My Adventure Through Our Family Tree Branches

For over 50 years my Dad researched both his and my Mom's family tree branches - and loved every minute of it! Trying to fulfill the promise I made him the last month of his life, I have spent the past four years continuing where he left off - finding out about all the many family members who came before us, from the many branches of our family trees. The histories will still be published as my Dad always wanted. But what he wanted most was to share the stories of the people who came before us - the places they lived, the cultures of the times, the families they created, and the circumstances - good and bad - that would one day lead to us, their descendants. These are the stories of my Mom's families. . . .

Surnames in this Blog


Thursday, January 26, 2012

THURSDAY'S TREASURES - Horst Family Bible, 1892

Stored in one of my mother's many closets in an upstairs bedroom is this family treasure - The Holy Bible given by Charles Frederick Horst (1856-1912) and his wife Odalie Felice Fortier (1857-1920) to their children on Christmas Day, December 25, 1892. The Bible will have been in the family for 120 years this coming Christmas!
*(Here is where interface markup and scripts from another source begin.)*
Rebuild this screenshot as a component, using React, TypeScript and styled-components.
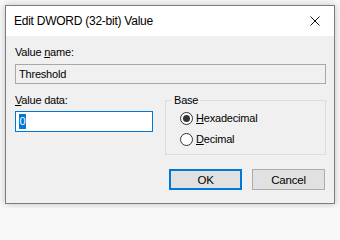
import styled, { createGlobalStyle } from "styled-components";

const Global = createGlobalStyle`
  html, body {
    margin: 0;
    padding: 0;
    height: 208px;
    overflow: hidden;
    background: #f8f8f8;
  }
  body {
    font-family: "Liberation Sans", Arial, sans-serif;
    font-size: 11px;
    letter-spacing: -0.2px;
    color: #000;
  }
`;

const Page = styled.div`
  width: 340px;
  height: 208px;
  padding: 5px 0 0 5px;
  box-sizing: border-box;
`;

const Window = styled.div`
  width: 330px;
  height: 199px;
  box-sizing: border-box;
  border: 1px solid #7d7d7d;
  background: #f0f0f0;
  box-shadow: 0 0 7px rgba(0, 0, 0, 0.22);
  display: flex;
  flex-direction: column;
`;

const TitleBar = styled.div`
  height: 30px;
  flex: none;
  background: #fff;
  display: flex;
  align-items: center;
  padding: 0 9px 0 8px;
  font-size: 12px;
  letter-spacing: -0.25px;
`;

const Title = styled.span`
  flex: 1;
`;

const Close = styled.span`
  width: 10px;
  height: 10px;
  display: flex;
  margin-right: 5px;
`;

const Body = styled.div`
  flex: 1;
  padding: 9px 8px 0 9px;
  display: flex;
  flex-direction: column;
`;

const Label = styled.div`
  line-height: 15px;
  height: 15px;
`;

const Field = styled.div<{ $active?: boolean }>`
  box-sizing: border-box;
  height: ${({ $active }) => ($active ? 21 : 20)}px;
  border: 1px solid ${({ $active }) => ($active ? "#0078d7" : "#a8a8a8")};
  background: ${({ $active }) => ($active ? "#fff" : "#f0f0f0")};
  display: flex;
  align-items: center;
  padding: 0 3px;
  margin-top: ${({ $active }) => ($active ? 3 : 4)}px;
`;

const Selected = styled.span`
  background: #0078d7;
  color: #fff;
  line-height: 15px;
  padding: 0 0.5px;
`;

const Row = styled.div`
  display: grid;
  grid-template-columns: 138px 161px;
  column-gap: 12px;
  margin-top: 9px;
`;

const Column = styled.div`
  display: flex;
  flex-direction: column;
`;

const Group = styled.div`
  position: relative;
  margin-top: 7px;
  height: 55px;
  box-sizing: border-box;
  border: 1px solid #dcdcdc;
  padding: 11px 0 0 14px;
  display: flex;
  flex-direction: column;
  gap: 8px;
`;

const Legend = styled.span`
  position: absolute;
  top: -8px;
  left: 6px;
  padding: 0 2px;
  line-height: 15px;
  background: #f0f0f0;
`;

const Radio = styled.label`
  display: flex;
  align-items: center;
  gap: 3px;
  height: 13px;
  line-height: 13px;
`;

const Dot = styled.span<{ $checked?: boolean }>`
  width: 13px;
  height: 13px;
  box-sizing: border-box;
  border: 1px solid #333;
  border-radius: 50%;
  background: #fff;
  display: flex;
  align-items: center;
  justify-content: center;
  &::after {
    content: "";
    width: 7px;
    height: 7px;
    border-radius: 50%;
    background: ${({ $checked }) => ($checked ? "#333" : "transparent")};
  }
`;

const Buttons = styled.div`
  display: flex;
  justify-content: flex-end;
  gap: 10px;
  margin-top: 14px;
  padding-right: 1px;
`;

const Button = styled.button<{ $default?: boolean }>`
  width: 73px;
  height: 21px;
  box-sizing: border-box;
  border: ${({ $default }) => ($default ? "2px solid #0078d7" : "1px solid #adadad")};
  background: #e1e1e1;
  font: inherit;
  font-size: 11.5px;
  letter-spacing: inherit;
  color: #000;
  padding: 0;
`;

export default function App() {
  return (
    <Page>
      <Global />
      <Window>
        <TitleBar>
          <Title>Edit DWORD (32-bit) Value</Title>
          <Close>
            <svg width="10" height="10" viewBox="0 0 10 10">
              <path d="M0.5 0.5 L9.5 9.5 M9.5 0.5 L0.5 9.5" stroke="#111" strokeWidth="1" />
            </svg>
          </Close>
        </TitleBar>
        <Body>
          <Label>
            Value <u>n</u>ame:
          </Label>
          <Field>Threshold</Field>
          <Row>
            <Column>
              <Label>
                <u>V</u>alue data:
              </Label>
              <Field $active>
                <Selected>0</Selected>
              </Field>
            </Column>
            <Group>
              <Legend>Base</Legend>
              <Radio>
                <Dot $checked />
                <span>
                  <u>H</u>exadecimal
                </span>
              </Radio>
              <Radio>
                <Dot />
                <span>
                  <u>D</u>ecimal
                </span>
              </Radio>
            </Group>
          </Row>
          <Buttons>
            <Button $default>OK</Button>
            <Button>Cancel</Button>
          </Buttons>
        </Body>
      </Window>
    </Page>
  );
}
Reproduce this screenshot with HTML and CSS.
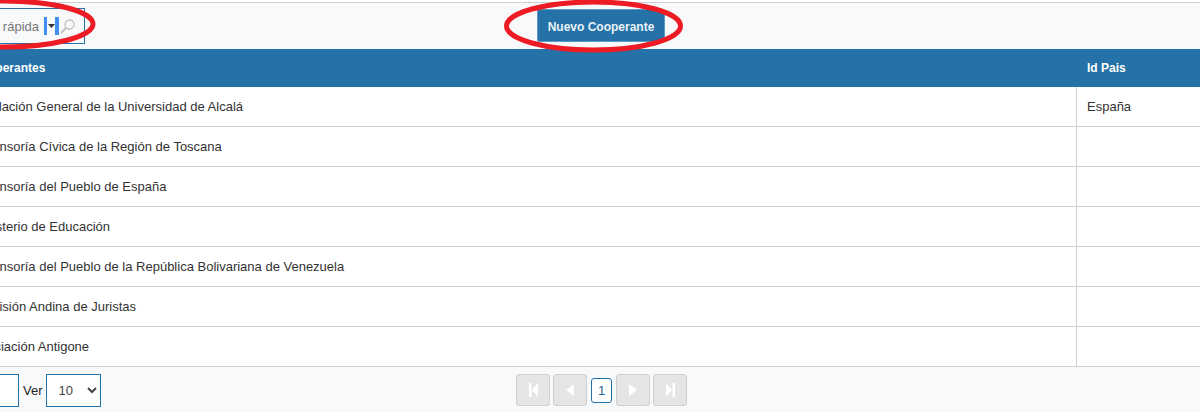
FILE: index.html
```html
<!DOCTYPE html>
<html lang="es">
<head>
<meta charset="utf-8">
<title>Cooperantes</title>
<link rel="stylesheet" href="styles.css">
</head>
<body>
<div class="page">
  <div class="toolbar">
    <div class="toolbar-left">
      <div class="search">
        <span class="search-label">Búsqueda rápida</span>
        <span class="search-menu"><svg width="7" height="4" viewBox="0 0 7 4"><path d="M0 0h7L3.500 4z" fill="#333"/></svg></span>
        <svg class="search-icon" width="15" height="15" viewBox="0 0 15 15"><circle cx="9.500" cy="5.500" r="4.500" fill="none" stroke="#c4c4c4" stroke-width="1.400"/><path d="M6.300 8.700 1 14" stroke="#c4c4c4" stroke-width="2" fill="none"/></svg>
      </div>
    </div>
    <button class="btn-new">Nuevo Cooperante</button>
  </div>
  <table class="grid">
    <thead>
      <tr><th>Cooperantes</th><th class="col-pais">Id Pais</th></tr>
    </thead>
    <tbody>
      <tr><td>Fundación General de la Universidad de Alcalá</td><td class="col-pais">España</td></tr>
      <tr><td>Defensoría Cívica de la Región de Toscana</td><td class="col-pais"></td></tr>
      <tr><td>Defensoría del Pueblo de España</td><td class="col-pais"></td></tr>
      <tr><td>Ministerio de Educación</td><td class="col-pais"></td></tr>
      <tr><td>Defensoría del Pueblo de la República Bolivariana de Venezuela</td><td class="col-pais"></td></tr>
      <tr><td>Comisión Andina de Juristas</td><td class="col-pais"></td></tr>
      <tr><td>Asociación Antigone</td><td class="col-pais"></td></tr>
    </tbody>
  </table>
  <div class="pager">
    <div class="pager-left">
      <span class="page-input"></span>
      <span class="ver">Ver</span>
      <select class="size"><option>10</option></select>
    </div>
    <div class="pager-nav">
      <span class="nav"><svg width="9" height="14" viewBox="0 0 9 14"><path d="M0 0h2.500v14H0zM9 0v14L3 7z" fill="#fff"/></svg></span>
      <span class="nav"><svg width="8" height="12" viewBox="0 0 8 12"><path d="M8 0v12L0 6z" fill="#fff"/></svg></span>
      <span class="current">1</span>
      <span class="nav"><svg width="8" height="12" viewBox="0 0 8 12"><path d="M0 0v12l8-6z" fill="#fff"/></svg></span>
      <span class="nav"><svg width="9" height="14" viewBox="0 0 9 14"><path d="M0 0v14l6-7zM6.500 0H9v14H6.500z" fill="#fff"/></svg></span>
    </div>
  </div>
  <svg class="marks" width="1200" height="412" viewBox="0 0 1200 412">
    <ellipse cx="4" cy="24" rx="89" ry="23" fill="none" stroke="#ed1c24" stroke-width="5"/>
    <ellipse cx="593.500" cy="26" rx="87" ry="24" fill="none" stroke="#ed1c24" stroke-width="5"/>
  </svg>
</div>
</body>
</html>
```
FILE: styles.css
```css
* { box-sizing: border-box; }
html, body { margin: 0; padding: 0; }
body {
  width: 1200px;
  height: 412px;
  overflow: hidden;
  background: #fff;
  font-family: "Liberation Sans", Arial, sans-serif;
  font-size: 13px;
  color: #333;
}
.page { position: relative; width: 1200px; height: 412px; overflow: hidden; background: #fff; padding-top: 2px; }
.toolbar {
  height: 47px;
  background: #f8f9fb;
  border-top: 1px solid #cfcfcf;
  display: grid;
  grid-template-columns: 1fr auto 1fr;
  align-items: center;
}
.toolbar-left { display: flex; justify-content: flex-end; width: 85px; }
.search {
  display: flex;
  align-items: center;
  flex: none;
  height: 36px;
  width: 170px;
  border: 1px solid #2472a8;
  justify-content: flex-end;
  padding-right: 9px;
}
.search > * { flex: none; }
.search-label { color: #777; font-size: 13px; margin-right: 5px; white-space: nowrap; }
.search-menu {
  width: 15px;
  height: 18px;
  border-left: 3px solid #3f8ef0;
  border-right: 4px solid #3f8ef0;
  display: flex;
  align-items: center;
  justify-content: center;
}
.search-icon { margin-left: 1px; }
.btn-new {
  width: 128px;
  height: 33px;
  margin: 0 0 1px 2px;
  background: #2472a8;
  color: #e8f1f7;
  border: 1px solid #5b9bc7;
  border-radius: 2px;
  font-family: "Liberation Sans", Arial, sans-serif;
  font-size: 12px;
  font-weight: bold;
  padding: 2px 0 0;
}
.grid {
  width: 1200px;
  border-collapse: separate;
  border-spacing: 0;
  table-layout: fixed;
  background: #fff;
}
.grid th {
  height: 38px;
  background: #2472a8;
  color: #fff;
  font-size: 12px;
  font-weight: bold;
  text-align: left;
  padding: 0 0 0 11px;
}
.grid td {
  height: 40px;
  padding: 0 0 0 10px;
  border-bottom: 1px solid #cfcfcf;
  font-size: 13px;
  color: #333;
}
.grid th:first-child { padding-left: 0; text-indent: -28px; white-space: nowrap; }
.grid td:first-child { padding-left: 0; text-indent: -28px; white-space: nowrap; }
.col-pais { width: 124px; }
td.col-pais { border-left: 1px solid #cfcfcf; }
.pager {
  position: relative;
  height: 45px;
  background: #f8f9fb;
  display: flex;
  justify-content: center;
  align-items: flex-start;
  padding-top: 7px;
}
.pager-left {
  position: absolute;
  left: -20px;
  top: 7px;
  display: flex;
  align-items: center;
}
.page-input { width: 39px; height: 33px; background: #fff; border: 1px solid #2472a8; }
.ver { margin: 0 3px 0 4px; font-size: 13px; color: #222; }
.size {
  width: 55px;
  height: 33px;
  background: #fff;
  border: 1px solid #2472a8;
  border-radius: 0;
  color: #444;
  font-family: "Liberation Sans", Arial, sans-serif;
  font-size: 13px;
  padding-left: 8px;
}
.pager-nav { display: flex; align-items: center; gap: 3px; margin-left: 3px; }
.nav {
  width: 34px;
  height: 32px;
  background: #e5e5e5;
  border: 1px solid #cfcfcf;
  border-radius: 3px;
  display: flex;
  align-items: center;
  justify-content: center;
}
.current {
  width: 21px;
  height: 25px;
  margin: 0 1px;
  background: #fff;
  border: 1px solid #2472a8;
  border-radius: 3px;
  display: flex;
  align-items: center;
  justify-content: center;
  color: #2a5f8a;
  font-size: 13px;
}
.marks { position: absolute; left: 0; top: 0; pointer-events: none; }
```
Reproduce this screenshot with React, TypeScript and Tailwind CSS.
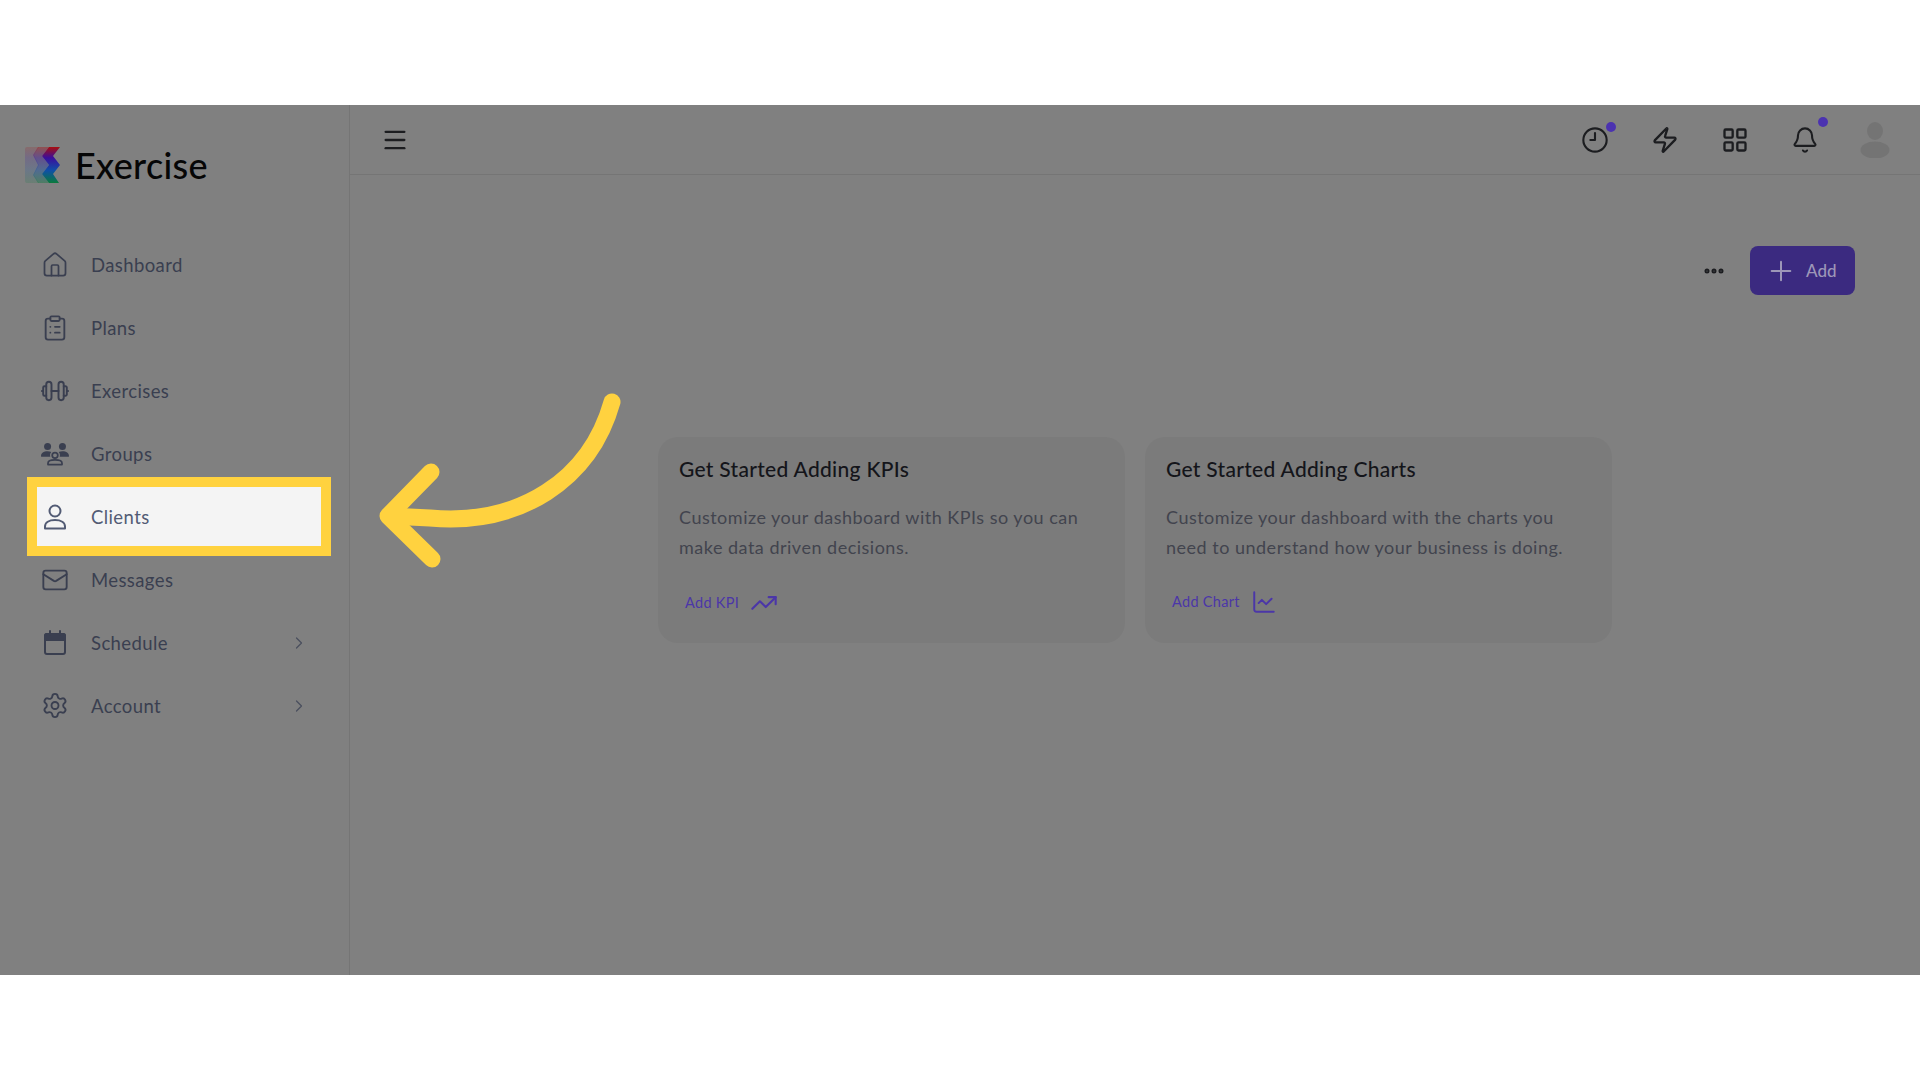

Charles and Odalie Horst are my great-great-grandparents. Charles was the oldest son of Martin Horst (1830-1878) and Apollonia Weinschenk (1829-1908), both immigrants from Germany. The two had married in Mobile, Alabama, and raised their large family. Odalie was the daughter of Jacques Omer Fortier (1813-1867) and Augustine Melanie Laperle Degruy (1822-1872) of New Orleans. Charles and Odalie were married January 10, 1879 at St. Joseph's Catholic Church in Mobile.

The two soon started their own family - Charles Frederick, born November 15, 1880, and Edward Martin, born May 5, 1882. It was not long after the birth of their second son that the family moved to Cincinnati, Ohio, due to Charles' health problems (lung problems, according to family stories).  Charles' father Martin and his family had settled in Cincinnati soon after arriving in America in 1846. Martin's older sister Anna Elizabeth (1827-1877) had remained in Cincinnati after marrying John Ginter (1818-1906), and had raised their five children here. So when Charles, Odalie and their two small sons arrived they moved into the Ginter's home at "30 Rittenhouse".
Charles worked in his previous field in a bar as a bartender. Odalie had two more children here - my great-grandmother Pearl Alphonsine, on November 19, 1884, and Omer Leo, born May 5, 1887. It was while living in Ohio that Charles and Odalie purchased this Holy Bible as a Christmas gift for their children. This Bible, well over a thousand pages, was published in Newport, Kentucky. Newport is on the border of Kentucky and Ohio, at the confluence of the Ohio and Licking Rivers, directly across from Cincinnati. It is now considered part of the Greater Cincinnati Metropolitan area. It was soon after 1892 that the Horst family relocated to Birmingham, Alabama where their descendants now reside. [Charles and Odalie had their fifth child, Odalie Felice on January 20, 1896 in Birmingham.]

The book measures 9.25" x 11.5". It is leather bound with exquisite detail embossed on the cover. The binding is very worn and has deteriorated over time. The back cover is the same as the front but is not as worn. There are no family births or deaths listed, as was common to do in those times. Since it was a gift to the children it's possible that another Horst Family Bible existed (or exists) where these important dates were listed.

The pages themselves are in great condition for the most part; the edges have become well worn and some are more frayed than others. But the book is full of beautiful engraved prints throughout, and in what is labeled "Gallery of Scripture Illustrations". Here are a few examples.

            The Stations of the Cross are printed in color.

There are also several beautifully detailed prayers printed in color, using gold and red.

While looking through the book for pictures I came across a few personal items. Pressed in the pages I found a carnation on one page and what looks like an old corsage on another. The second item didn't have any discernible flowers but did have several stems and leaves wrapped together at the base with wire.

There was also an insert of a photographic print of Bishop Toolen of Mobile, with a handwritten note and his signature: "In remembrance of my twentieth anniversary. T. J. Toolen, Bishop of Mobile." Bishop Thomas Joseph Toolen (1886-1976) was Bishop of Mobile from 1927-1969.
On one of the last blank pages of the Bible was drawings, or scribbles, done by a young child with a pencil. It could have been Charles and Odalie's grandchildren or great-grandchildren scribbling in it dozens of years later. But I like to think that maybe their own children, born in the 19th century, did the same thing that my kids, and me and my siblings did, when we were little and trying to act big and opened that big book, sat down with a pencil and made their own little make on family history.


  1. That certainly IS a treasure!! 120 years.... that's incredible. You wonder if they even imagined how long this Bible would remain in the family....Great post. :)

  2. A good bookbinder could fix the binding for you. It's well worth the expensive since it's obviously a family treasure, and the rest of the book is in such good condition. They could make a nice acid free box to store it in on your bookshelf, too, to keep out the dust and light.

  3. It's a beautiful Bible. Thank you for sharing it.